Experiences in ConTeXt
For a couple of days I am now playing around with ConTeXt and I have to say it’s really great. ConText (developer’s homepage) is, like LaTeX, a macro package for the extension of Donald Knuth’s original (Plain)TeX and so could be seen somewhat as an alternative to LaTeX. It makes use of the Pdf producing engine Pdftex (this team is designated as “ConTeXt Mark II”), but is also able to employ the enhanced, up-to-date Unicode capable engines XeTeX and LuaTeX. Seen from this point ConTeXt is an application belonging to the category “Pdf software”. ConTeXt is to my experience lean, effective and always just on the point. The LuaTeX format files for LaTeX have become available lately (see here), but if you really want to roll LuaTeX incl. working hyphenation etc. it’s better to work with ConTeXt – as a matter of fact it was developed very closely to LuaTeX (this couple is designated as “Mark IV”). With the LuaTeX engine it’s possible to set up customs implementations through Lua code which makes ConTeXt ultra versatile (see here).
Mk IV is available through TeX Live, but there is also a lean distribution, ConTeXt Minimals. Except for a few third party modules (see here) everything is integrated which has its advantages. A challenge for switchers is the fact that ConTeXt seems to be even more arcane than LaTeX. But there is some info especially for LaTeX leavers (see here, here, and here), the ConTeXt guys are running a wiki named ConTeXt garden which helps to establish you, and there is the seems to be newbie friendly mailing list here. The are many excursions, references and manuals by the programmers to be found on the net. A useful resource is the the page context-xml.
On the first run of MkIV on Tex Live 2009 you have to integrate the font directories first (on Linux: export OSFONTDIR=”/usr/share/fonts/;/usr/local/share/fonts” or similar) and to rebuild the LuaTeX cache with: luatools –generate. Now you can process a basic document test.tex like: \starttext Hello world! \stoptext with context test.tex into a Pdf document. Welcome to ConTeXt!
Next there has to be a shopping list of basic features:
- For enabling Unicode input encoding you have to give a \enableregime[utf], the right language/hyphenation option is switched with \mainlanguage[de] resp. [en] (see options here)

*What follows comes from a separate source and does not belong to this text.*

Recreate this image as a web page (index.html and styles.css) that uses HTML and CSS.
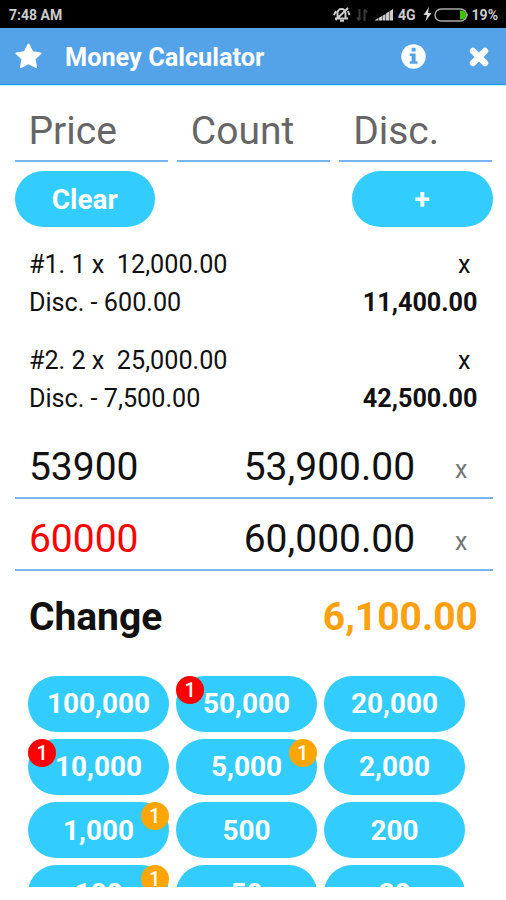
FILE: index.html
```
<!DOCTYPE html>
<html lang="en">
<head>
    <meta charset="UTF-8">
    <meta name="viewport" content="width=device-width, initial-scale=1.0">
    <title>Money Calculator</title>
    <link rel="stylesheet" href="styles.css">
</head>
<body>
    <div class="status-bar">
        <span class="time">7:48 AM</span>
        <div class="status-icons">
            <!-- muted bell -->
            <svg class="icon-mute" width="18" height="17" viewBox="0 0 18 17" fill="none" stroke="#ccc" stroke-width="2">
                <path d="M4.500 12V7a4 4 0 0 1 8 0v5M2 12.500h13M7 14.800h4M2.500 14L15 2M1 9l2-4M16.500 9l-1.500-4"/>
            </svg>
            <!-- mobile data arrows -->
            <svg class="icon-data" width="12" height="14" viewBox="0 0 12 14" fill="none" stroke="#3a3a3a" stroke-width="2">
                <path d="M3.5 1v11M1 9.5l2.5 3M8.500 13V2M11 4.500l-2.500-3"/>
            </svg>
            <!-- signal -->
            <svg class="icon-signal" width="19" height="13" viewBox="0 0 19 13" fill="#ccc">
                <path d="M0 12.500h3.500V10L0 12zM4 12.500h3V8L4 9.700zM7.500 12.500h3V6L7.500 7.700zM11 12.500h3V3.500L11 5.500zM14.500 12.500H18V1l-3.500 2.200z"/>
            </svg>
            <span class="network">4G</span>
            <!-- charging -->
            <svg class="icon-bolt" width="9" height="15" viewBox="0 0 9 15" fill="#ddd">
                <path d="M6 0L.5 8H4l-1.500 6.500L8.500 6H5z"/>
            </svg>
            <svg class="icon-battery" width="35" height="14" viewBox="0 0 35 14">
                <rect x="1" y="1" width="31.500" height="12" rx="6" fill="#000" stroke="#aaa" stroke-width="1.500"/>
                <path d="M26 2.500h1.500a4.500 4.500 0 0 1 0 9H26z" fill="#41c300"/>
                <path d="M33 4.500q1.800 2.500 0 5z" fill="#aaa"/>
            </svg>
            <span class="percent">19%</span>
        </div>
    </div>

    <header class="header">
        <svg class="icon-star" width="27" height="26" viewBox="0 0 27 26" fill="#fff">
            <path d="M13.500 0.500c.5 0 .8.300 1 .8l3.500 7 7.600 1.100c1 .2 1.300.8.600 1.500l-5.600 5.400 1.400 7.800c.1.900-.5 1.300-1.300.9l-7.200-3.700-7.200 3.700c-.8.400-1.400 0-1.300-.9l1.400-7.800-5.600-5.400c-.7-.7-.4-1.300.6-1.500L9 8.300l3.500-7c.2-.5.5-.8 1-.8z"/>
        </svg>
        <h1 class="title">Money Calculator</h1>
        <svg class="icon-info" width="25" height="25" viewBox="0 0 25 25">
            <circle cx="12.500" cy="12.500" r="12.200" fill="#fff"/>
            <path d="M10.600 3.800h4v3.600h-4zM8.700 9.600h5.900v7.700h1.900v2.500H8.700v-2.500h1.900v-5.200H8.700z" fill="#54a3e8"/>
        </svg>
        <svg class="icon-close" width="20" height="20" viewBox="0 0 20 20">
            <path d="M4 4l12 12M16 4L4 16" stroke="#fff" stroke-width="6.400" stroke-linecap="round"/>
        </svg>
    </header>

    <main class="content">
        <div class="inputs">
            <div class="input">Price</div>
            <div class="input">Count</div>
            <div class="input">Disc.</div>
        </div>

        <div class="actions">
            <button class="btn">Clear</button>
            <button class="btn">+</button>
        </div>

        <div class="items">
            <div class="item">
                <div class="row"><span>#1. 1 x&nbsp; 12,000.00</span><span class="remove">x</span></div>
                <div class="row"><span>Disc. - 600.00</span><span class="amount">11,400.00</span></div>
            </div>
            <div class="item">
                <div class="row"><span>#2. 2 x&nbsp; 25,000.00</span><span class="remove">x</span></div>
                <div class="row"><span>Disc. - 7,500.00</span><span class="amount">42,500.00</span></div>
            </div>
        </div>

        <div class="total">
            <span>53900</span>
            <span class="total-value">53,900.00</span>
            <span class="clear">x</span>
        </div>
        <div class="total">
            <span class="paid">60000</span>
            <span class="total-value">60,000.00</span>
            <span class="clear">x</span>
        </div>

        <div class="change">
            <span>Change</span>
            <span class="change-value">6,100.00</span>
        </div>

        <div class="notes">
            <button class="btn">100,000</button>
            <button class="btn">50,000<span class="badge red">1</span></button>
            <button class="btn">20,000</button>
            <button class="btn">10,000<span class="badge red">1</span></button>
            <button class="btn">5,000<span class="badge orange">1</span></button>
            <button class="btn">2,000</button>
            <button class="btn">1,000<span class="badge orange">1</span></button>
            <button class="btn">500</button>
            <button class="btn">200</button>
            <button class="btn">100<span class="badge orange">1</span></button>
            <button class="btn">50</button>
            <button class="btn">20</button>
        </div>
    </main>
</body>
</html>
```

FILE: styles.css
```
:root {
    --header-color: #54a3e8;
    --line-color: #78b4f0;
    --btn-color: #33ccff;
    --text-color: #111;
}

* {
    box-sizing: border-box;
}

body {
    margin: 0;
    height: 900px;
    overflow: hidden;
    background-color: #fff;
    color: var(--text-color);
    font-family: Roboto, sans-serif;
}

/* Status bar */
.status-bar {
    display: flex;
    align-items: center;
    justify-content: space-between;
    height: 28px;
    padding: 1px 8px 0 9px;
    background-color: #000;
    color: #ccc;
    font-size: 14px;
    font-weight: 700;
}

.status-icons {
    display: flex;
    align-items: center;
}

.icon-data {
    margin-left: 5px;
}

.icon-signal {
    margin-left: 7px;
}

.network {
    margin-left: 4px;
}

.icon-bolt {
    margin-left: 7px;
}

.icon-battery {
    margin-left: 2px;
}

.percent {
    margin-left: 3px;
}

/* Header */
.header {
    display: flex;
    align-items: center;
    height: 57px;
    padding: 0 17px 0 15px;
    background-color: var(--header-color);
    border-bottom: 1px solid #2196e8;
    box-shadow: 0 1px 0 #c4f6ff;
    color: #fff;
}

.title {
    flex: 1;
    margin: 3px 0 0 23px;
    font-size: 25.3px;
    font-weight: 700;
}

.icon-close {
    margin: 2px 0 0 43px;
}

/* Content */
.content {
    height: 802px;
    padding: 0 13.5px 0 14.5px;
    overflow: hidden;
}

.inputs {
    display: grid;
    grid-template-columns: repeat(3, 1fr);
    gap: 9px;
}

.input {
    height: 77px;
    padding: 23px 14px 0;
    border-bottom: 2px solid var(--line-color);
    color: #666;
    font-size: 39px;
    line-height: 46px;
}

.actions {
    display: flex;
    justify-content: space-between;
    margin-top: 9px;
}

.btn {
    position: relative;
    width: 140.5px;
    height: 56px;
    padding: 0;
    border: none;
    border-radius: 28px;
    background-color: var(--btn-color);
    color: #fff;
    font-family: inherit;
    font-size: 28px;
    font-weight: 700;
}

/* Item list */
.items {
    padding: 19px 15px 0 14.4px;
    font-size: 25.2px;
}

.item {
    margin-bottom: 20px;
}

.item:last-child {
    margin-bottom: 8.5px;
}

.row {
    display: flex;
    justify-content: space-between;
    line-height: 38px;
}

.remove {
    margin-right: 7px;
}

.amount {
    font-weight: 700;
}

/* Totals */
.total {
    display: flex;
    align-items: center;
    height: 72px;
    padding: 11px 25px 0 14.4px;
    border-bottom: 2px solid var(--line-color);
    font-size: 39px;
}

.paid {
    color: #f00;
}

.total-value {
    margin-left: auto;
}

.clear {
    margin: 4px 0 0 40px;
    color: #777;
    font-size: 25px;
}

.change {
    display: flex;
    justify-content: space-between;
    padding: 23px 14.500px 0 14.4px;
    font-size: 39px;
    font-weight: 700;
    line-height: 46px;
}

.change-value {
    color: #ffa00f;
}

/* Banknote buttons */
.notes {
    display: grid;
    grid-template-columns: repeat(3, 140.5px);
    gap: 7.3px 7.5px;
    margin: 36px 13.8px 0;
}

.badge {
    position: absolute;
    top: 0;
    width: 28px;
    height: 28px;
    border-radius: 50%;
    font-size: 20px;
    font-weight: 500;
    line-height: 28px;
}

.red {
    left: 0;
    background-color: #f00;
}

.orange {
    right: 0;
    background-color: #ffa500;
}
```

- The employment of custom fonts has made been easy through the module Simplefonts, a simple \usemodule[simplefonts][size=10pt] or similar together with \setmainfont[xyz] switches it (elements like footnotes are not changed through that, is it that this could be improved or there is a deeper reason for that, but furthermore there has to be a \definesimplefonttypeface[myfont][xyz] and then \setupfootnotes[bodyfont=myfont] – for the page number there has to be given \setuppagenumbering[bodyfont=myfont])
- The whitespace between paragraphases could be manipulated with \setupwhitespace[1.5ex] or something like this (an “ex” is the “high of an x”)
- The interline space could be manipulated simply through \setupinterlinespace[line=1.5\bodyfontsize] or similar
- The Pdf metadata could be passed through with \setupinteraction[state=start, title={My document}, author={me}], a clickable table of contents in blue there you’ll get with \setupcombinedlist[content][interaction=all, color=blue]
That’s great but what’s in here for the philologists? What first caught my attention is the fact that at MkIV there weren’t any problems with multiple combined diacritical marks (Unicode 0300-036F) of the IndUni-H by John Smith (Vedic stuff like r-underdot-macron-acute/grave). I don’t know who made a mistake, but there are still some problems with XeTeX and that font (which is the only free full fledged Helvetica available). Being reliable with minority stuff like this leaves a very confident impression.
Another very interesting development is that of CritTeXt which is planned to be a luxurious functionality for the production of textual editions with ConTeXt. Idris Hamid at the Colorado State University and the Oriental TeX project are the driving force behind CritTeXt. What has been presented at the TUG 2007 talk and that outline of text critical typesetting features (here) looks very promising. Unfortunately that’s all what is on the net towards this and till now I haven’t found out if the project got far enough in the meanwhile to be able to plan with that or even switch over for that. But I’ve been told that everything is going to be implemented into ConTeXt – eat this, Word! Next to the still available TeX critical edition solutions, Ledmac and Ednotes for LaTeX and the Stammvater Edmac for PlainTeX (no, not running with ConTeXt), this could be another chance for getting what I know is the wet dream of many of my peers: parallel typesetting in a critical edition environment. I’ll report further discoveries.

With ConTeXt MkIV you don’t even need the regime declaration, since LuaTeX works with UTF-8 by default (using other encodings is not suggested).